To extract individual frames from a set of video files, we recommend using the convert_video_directory.py script from the official PVG repository.
BAIR: Collect the dataset following instruction from the official PVG repository.
CLEVRER: Download the videos from the official dataset's website.
EPIC-KITCHENS: Download the videos from the official dataset's website.
We recommend to use the official taming transformers repository for
training VQGAN. To use the trained VQGAN at the second stage, update the model->autoencoder field in the config accordingly.
To do this, set type to ldm-vq, config to f8_small, f8 or f16 depending on the VQGAN config that was used at training.
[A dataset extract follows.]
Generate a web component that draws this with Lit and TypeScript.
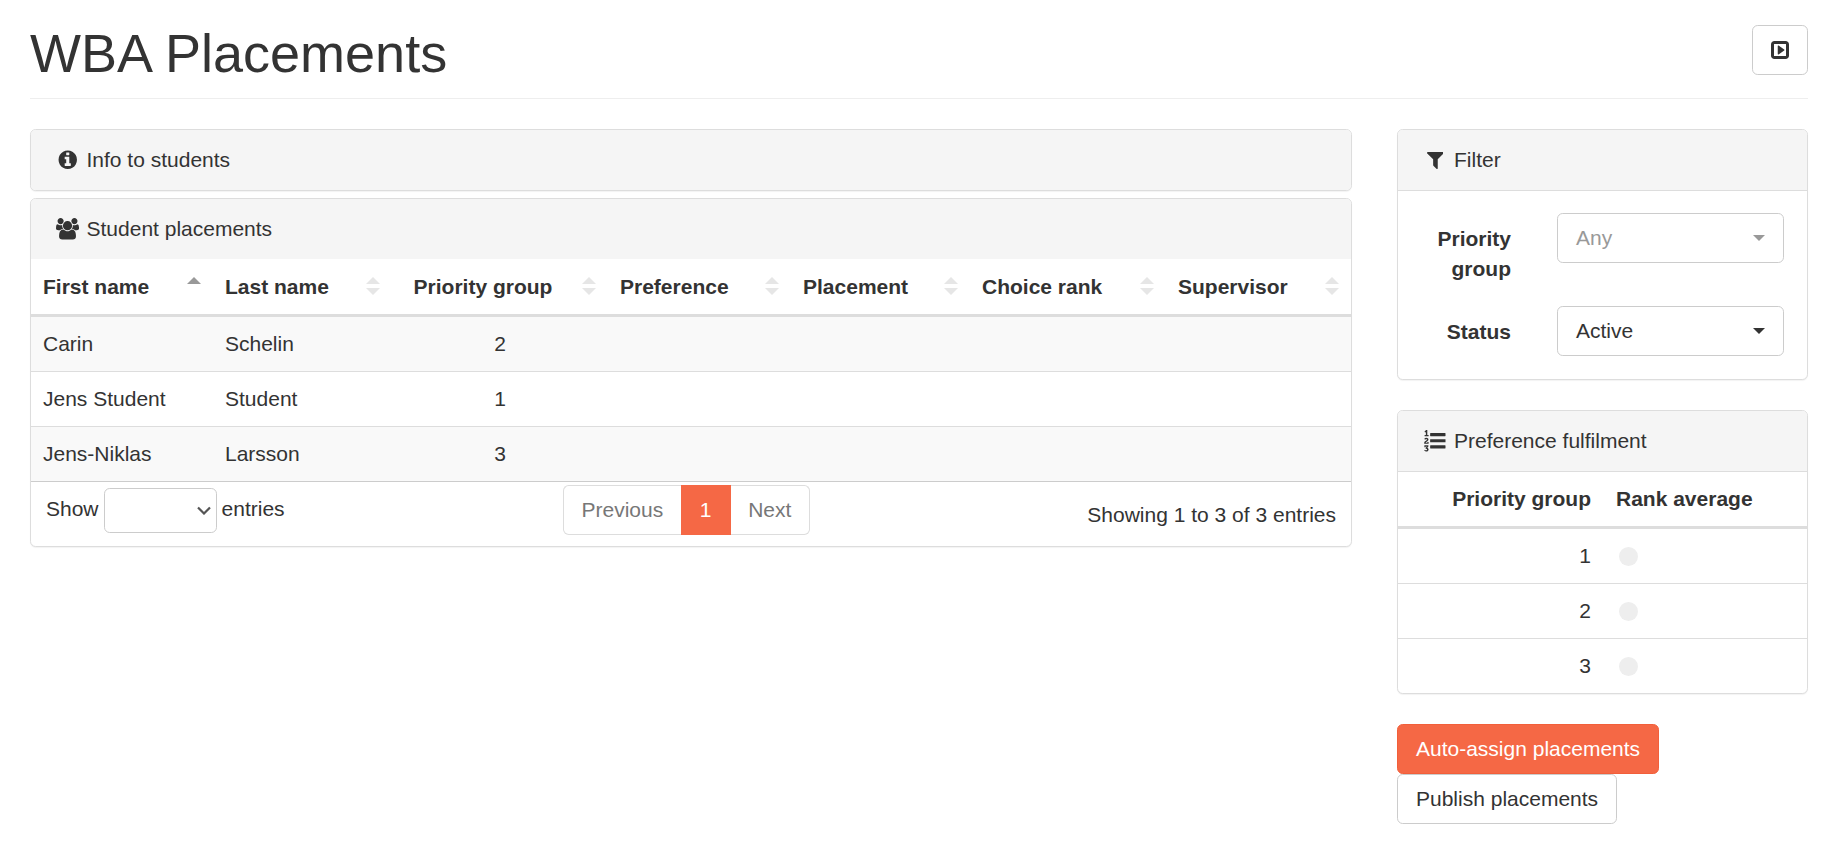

We recommend using low-dimensional latents, e.g. from 4 to 8, and down-sampling images at least to 16 x 16 resolution.
Besides, we also provide our own autoencoder architecture at model/vqgan/vqvae.py that one may use to train simpler VQVAEs.
For instance, our pretrained model on the CLEVRER dataset uses this custom implementation.
To launch the training of the main model, use the train.py script from this repository.
Usage example:
python train.py --config <path_to_config> --run-name <run_name> --wandb
The output of python train.py --help is as follows:
usage: train.py [-h] --run-name RUN_NAME --config CONFIG [--num-gpus NUM_GPUS] [--resume-step RESUME_STEP] [--random-seed RANDOM_SEED] [--wandb]
optional arguments:
-h, --help show this help message and exit
--run-name RUN_NAME Name of the current run.
--config CONFIG Path to the config file.
--num-gpus NUM_GPUS Number of gpus to use for training. By default uses all available gpus.
--resume-step RESUME_STEP
Step to resume the training from.
--random-seed RANDOM_SEED
Random seed.
--wandb If defined, use wandb for logging.
Use the configs provided in this repository as examples.